港区北部地区三校統廃合問題に関し、左の理由により、桜田小学校の廃校は満場一致の議決をもって統廃合に反対する。
桜田小学校統廃合反対理由
一 桜田小学校は直ちに統廃合の対象にならない
児童数三百人前後の小学校は港区内で相当の数にのぼり、統廃合の場合は、全区的視野に立ち、合理的に行われるものであって局部的、便宜的に行われるものではない。
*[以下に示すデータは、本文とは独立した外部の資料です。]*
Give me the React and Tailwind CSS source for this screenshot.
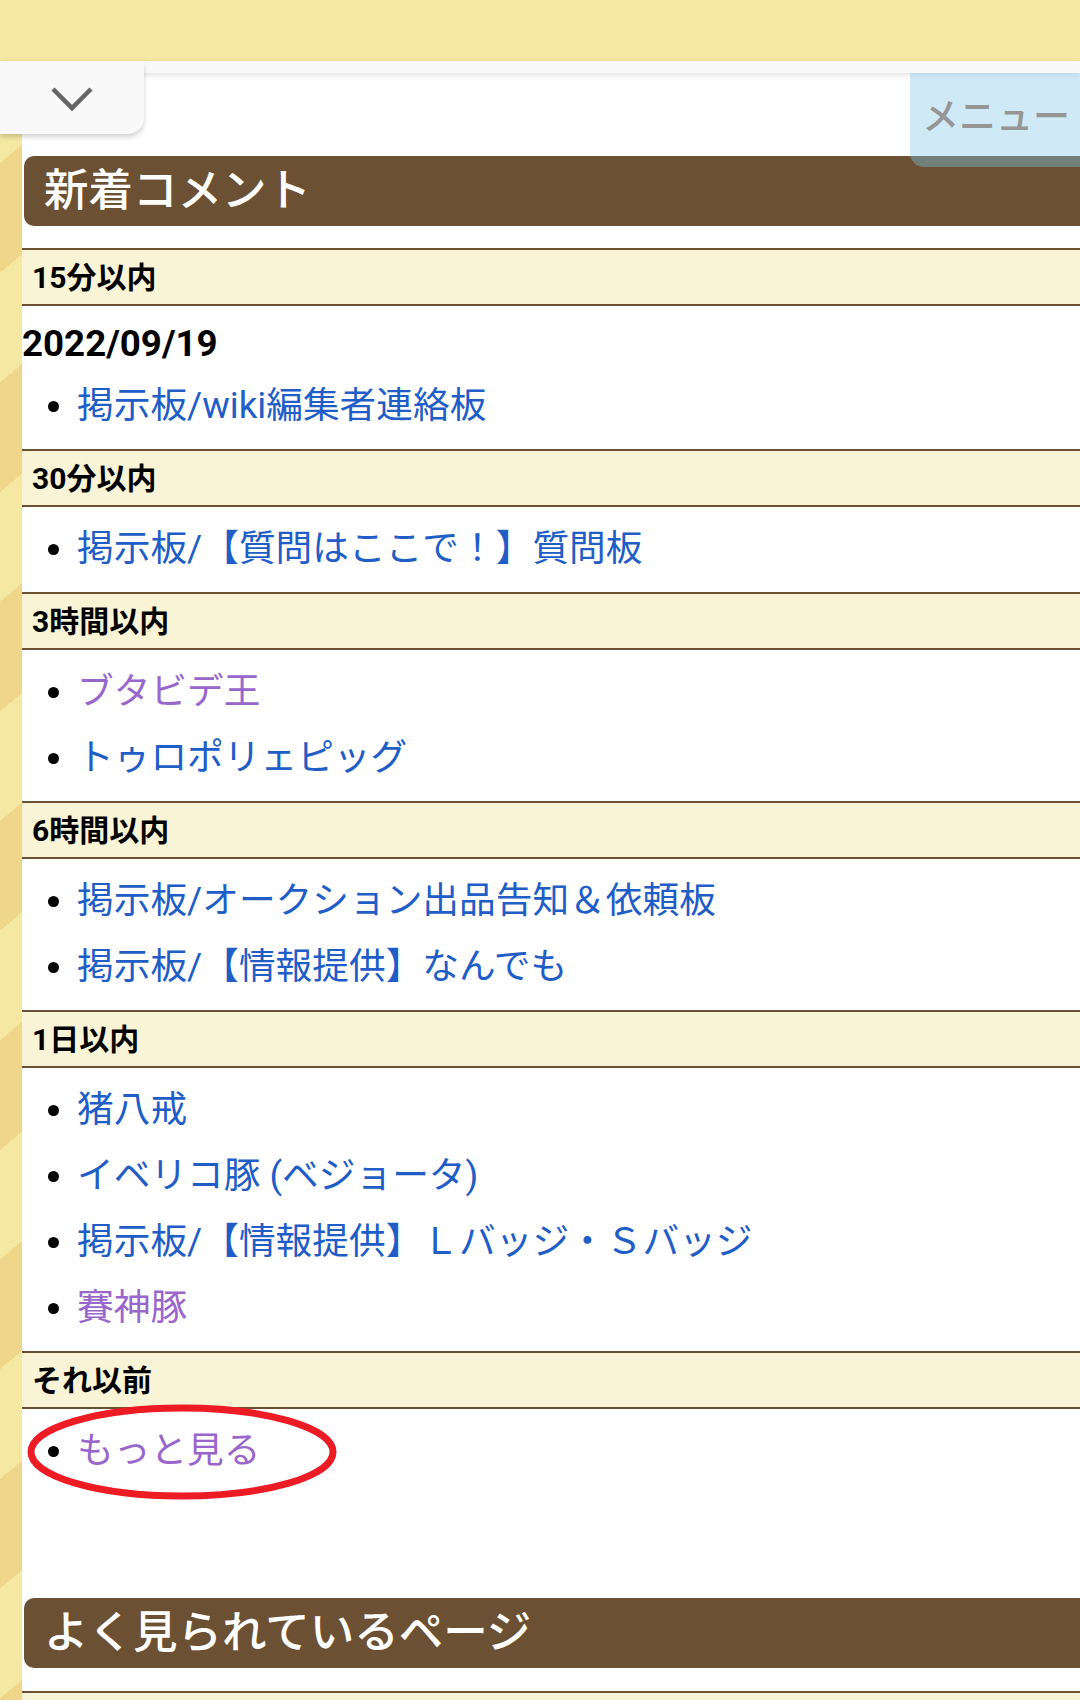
import React from "react";

const BLUE = "text-[#215dc6]";
const PURPLE = "text-[#9966cc]";

function HeaderRow({ children }) {
  return (
    <div className="h-[58px] border-y-2 border-[#6b5033] bg-[#faf4d6] flex items-center pl-[10px] text-[30px] font-bold text-black">
      {children}
    </div>
  );
}

function Item({ children, visited }) {
  return (
    <li className="h-[66px] flex items-center">
      <span className="ml-[26px] w-[11px] h-[11px] rounded-full bg-black shrink-0" />
      <span className={`ml-[18px] text-[36.7px] whitespace-nowrap ${visited ? PURPLE : BLUE}`}>{children}</span>
    </li>
  );
}

function Heading({ children, className = "" }) {
  return (
    <div className={`ml-[2px] h-[70px] rounded-l-[10px] bg-[#6b5033] flex items-center pl-[20px] text-[44.5px] font-medium text-white whitespace-nowrap ${className}`}>
      {children}
    </div>
  );
}

export default function App() {
  return (
    <div
      className="relative w-[1080px] h-[1700px] overflow-hidden bg-white"
      style={{ fontFamily: 'Roboto, "Noto Sans CJK JP", "Noto Sans", sans-serif' }}
    >
      <div className="h-[61px] bg-[#f5e8a2]" />
      <div className="relative z-10 h-[12px] bg-[#f9f9f9] shadow-[0_2px_6px_rgba(0,0,0,0.12)]" />
      <div className="flex">
        <div className="w-[22px] shrink-0 h-[1627px] bg-[image:repeating-linear-gradient(140deg,#f5e8a2_0_69px,#efd68b_69px_153px,#f5e8a2_153px_168px)]" />
        <div className="flex-1 min-w-0 pt-[83px]">
          <Heading>新着コメント</Heading>
          <div className="mt-[22px]">
            <HeaderRow>15分以内</HeaderRow>
            <div className="pt-[9px] pb-[10px]">
              <div className="h-[58px] flex items-center text-[36.7px] font-bold text-black">2022/09/19</div>
              <ul>
                <Item>掲示板/wiki編集者連絡板</Item>
              </ul>
            </div>
            <HeaderRow>30分以内</HeaderRow>
            <ul className="pt-[9px] pb-[10px]">
              <Item>掲示板/【質問はここで！】質問板</Item>
            </ul>
            <HeaderRow>3時間以内</HeaderRow>
            <ul className="pt-[9px] pb-[10px]">
              <Item visited>ブタビデ王</Item>
              <Item>トゥロポリェピッグ</Item>
            </ul>
            <HeaderRow>6時間以内</HeaderRow>
            <ul className="pt-[9px] pb-[10px]">
              <Item>掲示板/オークション出品告知＆依頼板</Item>
              <Item>掲示板/【情報提供】なんでも</Item>
            </ul>
            <HeaderRow>1日以内</HeaderRow>
            <ul className="pt-[9px] pb-[10px]">
              <Item>猪八戒</Item>
              <Item>イベリコ豚 (ベジョータ)</Item>
              <Item>掲示板/【情報提供】Ｌバッジ・Ｓバッジ</Item>
              <Item visited>賽神豚</Item>
            </ul>
            <HeaderRow>それ以前</HeaderRow>
            <ul className="pt-[9px] pb-[10px]">
              <Item visited>もっと見る</Item>
            </ul>
          </div>
          <Heading className="mt-[104px]">よく見られているページ</Heading>
          <div className="mt-[23px]">
            <HeaderRow>&nbsp;</HeaderRow>
          </div>
        </div>
      </div>

      {/* collapse tab */}
      <div className="absolute left-0 top-[61px] z-20 w-[144px] h-[73px] bg-[#f9f9f9] rounded-br-[16px] shadow-[0_3px_5px_rgba(0,0,0,0.18)] flex items-center justify-center pt-[2px]">
        <svg width="44" height="30" viewBox="0 0 44 30">
          <path d="M3 5 L22 24 L41 5" fill="none" stroke="#666666" strokeWidth="4.5" />
        </svg>
      </div>

      {/* menu button */}
      <div className="absolute right-0 top-[73px] z-20 w-[170px] h-[94px] rounded-bl-[14px] bg-[rgba(132,201,232,0.39)] flex items-center pl-[12px] pb-[4px]">
        <span className="text-[37px] font-medium text-[#969696] whitespace-nowrap">メニュー</span>
      </div>

      {/* red annotation ellipse */}
      <svg className="absolute left-[26px] top-[1403px] z-30" width="312" height="98" viewBox="0 0 312 98">
        <ellipse cx="156" cy="49" rx="151" ry="44" fill="none" stroke="#ed1c24" strokeWidth="7" />
      </svg>
    </div>
  );
}
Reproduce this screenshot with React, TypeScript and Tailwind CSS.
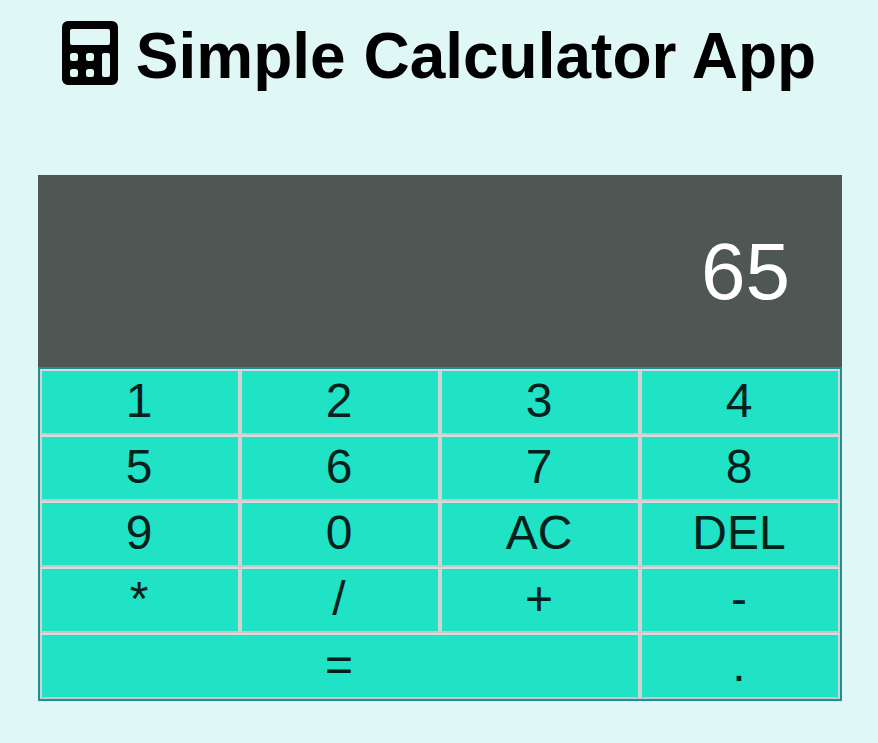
const keys = [
  { label: "1" },
  { label: "2" },
  { label: "3" },
  { label: "4" },
  { label: "5" },
  { label: "6" },
  { label: "7" },
  { label: "8" },
  { label: "9" },
  { label: "0" },
  { label: "AC" },
  { label: "DEL" },
  { label: "*" },
  { label: "/" },
  { label: "+" },
  { label: "-" },
];

function CalculatorIcon() {
  return (
    <svg width="56" height="64" viewBox="0 0 56 64" className="shrink-0">
      <path
        fillRule="evenodd"
        fill="#000"
        d="M6 0H50A6 6 0 0 1 56 6V58A6 6 0 0 1 50 64H6A6 6 0 0 1 0 58V6A6 6 0 0 1 6 0ZM10 8A2 2 0 0 0 8 10V22A2 2 0 0 0 10 24H46A2 2 0 0 0 48 22V10A2 2 0 0 0 46 8ZM10.5 32A2.5 2.5 0 0 0 8 34.5V37.5A2.5 2.5 0 0 0 10.5 40H13.5A2.5 2.5 0 0 0 16 37.5V34.5A2.5 2.5 0 0 0 13.5 32ZM26.5 32A2.5 2.5 0 0 0 24 34.5V37.5A2.5 2.5 0 0 0 26.5 40H29.5A2.5 2.5 0 0 0 32 37.5V34.5A2.5 2.5 0 0 0 29.5 32ZM10.5 48A2.5 2.5 0 0 0 8 50.5V53.5A2.5 2.5 0 0 0 10.5 56H13.5A2.5 2.5 0 0 0 16 53.5V50.5A2.5 2.5 0 0 0 13.5 48ZM26.5 48A2.5 2.5 0 0 0 24 50.5V53.5A2.5 2.5 0 0 0 26.5 56H29.5A2.5 2.5 0 0 0 32 53.5V50.5A2.5 2.5 0 0 0 29.5 48ZM42 32A2 2 0 0 0 40 34V54A2 2 0 0 0 42 56H46A2 2 0 0 0 48 54V34A2 2 0 0 0 46 32Z"
      />
    </svg>
  );
}

export default function App() {
  return (
    <div className="min-h-[743px] bg-[#e0f8f5] font-['Liberation_Sans',Arial,sans-serif] px-[38px] pt-[12px]">
      <h1 className="flex items-center justify-center gap-[18px] text-[64px] leading-[80px] font-bold text-black h-[82px]">
        <CalculatorIcon />
        <span className="pt-[6px]">Simple Calculator App</span>
      </h1>

      <div className="mt-[81px] w-[804px]">
        <div className="h-[192px] bg-[#4f5755] text-white text-[80px] flex items-center justify-end pr-[52px] pt-[2px]">
          65
        </div>
        <div className="grid grid-cols-4 border-2 border-[#1a9099]">
          {keys.map((key) => (
            <button
              key={key.label}
              className="h-[66px] bg-[#20e3c5] border-2 border-t-[#dadada] border-b-[#c6c6c6] border-x-[#d2d2d2] text-[48px] leading-[56px] text-[#02201c] flex justify-center items-start pt-[2px] pr-[2px]"
            >
              {key.label}
            </button>
          ))}
          <button className="col-span-3 h-[66px] bg-[#20e3c5] border-2 border-t-[#dadada] border-b-[#c6c6c6] border-x-[#d2d2d2] text-[48px] leading-[56px] text-[#02201c] flex justify-center items-start pt-[2px] pr-[2px]">
            =
          </button>
          <button className="h-[66px] bg-[#20e3c5] border-2 border-t-[#dadada] border-b-[#c6c6c6] border-x-[#d2d2d2] text-[48px] leading-[56px] text-[#02201c] flex justify-center items-start pt-[2px] pr-[2px]">
            .
          </button>
        </div>
      </div>
    </div>
  );
}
学区域変更もこれに合わせて行うべきもので、桜田小学校が直ちに統廃合の対象となる理由はない。
二 交通上児童に生命、身体上に多大の不安がある
仮りに北部地区をたて割りにした学区を編成して統廃合した場合、桜田地区の児童は都内で最も交通の頻繁な危険な都電の路線を最少一本、又は二本を越えなければならず父母として又地域の者として絶対に黙過し得ない所である。
三 桜田地区の人口は直ちに僅少にはならない
桜田地区は商業地区であり、地価の関係もあり、他の地区と比べてビルの建設少なく、今後市街地改造法により、新橋駅前に現在の飲食店及び戦時中の強制疎開者等を収容する下駄ばき住宅(約六〇〇世帯)の出現が確実に予想され当地区は順次下駄ばき併用住宅に変更する傾向で、却って人口増加が考えられる。
依って桜田小学校は絶対に廃校には出来ない
右決議す
昭和三十八年二月二十六日
桜田小学校、PTA、同窓会、地域町会
(西桜小学校校報誌『西桜』昭三九)
【付記】芝地区北部の桜田・南桜・西桜の三小学校の児童数が減少したことにより同地区三小学校の統合が問題となり、港区教育委員会は統廃合調査委員会を設置した。これに対して桜田小学校地域の町会・同窓会及びPTAが統廃合に反対し、桜田小学校の存続運動が展開された。